Greenlandic Football Championship
- Season: 1966–67
- Champions: Kissaviarsuk-33 (2nd title)

= 1966–67 Greenlandic Football Championship =

5th edition of the Greenlandic Men's Football Championship

The 1966–67 Greenlandic Football Championship was the fifth edition of the Greenlandic Men's Football Championship. The final round was held in Nuuk.

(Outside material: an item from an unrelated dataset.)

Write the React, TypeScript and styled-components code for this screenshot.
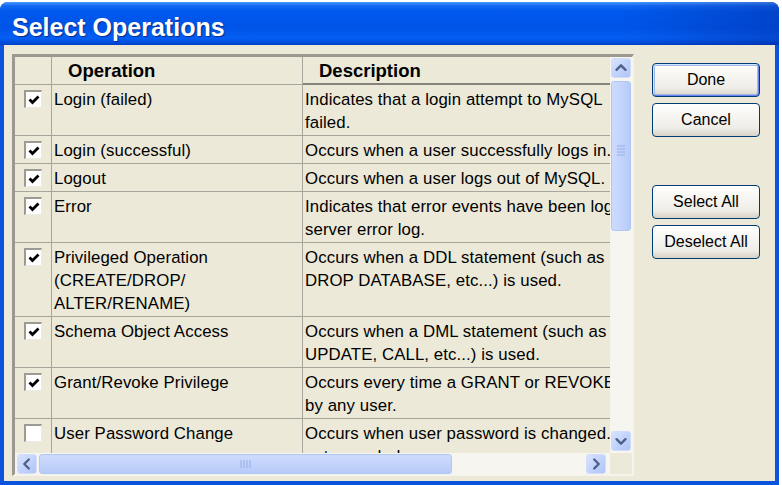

It was the second football championship won by Kissaviarsuk-33.

==Qualifying stage==

===Disko Bay===

| Pos | Team | Pld | W | D | L | GF | GA | GD | Pts | Qualification or relegation |
|---|---|---|---|---|---|---|---|---|---|---|
| 1 | Tupilak-41 | 2 | 2 | 0 | 0 | 6 | 3 | +3 | 4 | 1967 Greenlandic Men's Football Championship Final Round |
| 2 | Nanok-50 | 2 | 0 | 0 | 2 | 3 | 6 | −3 | 0 |  |

===Central Greenland===

Siumut Amerdlok Kunuk qualified for the final Round.

===South Greenland===

^{NB} Some match results are unavailable.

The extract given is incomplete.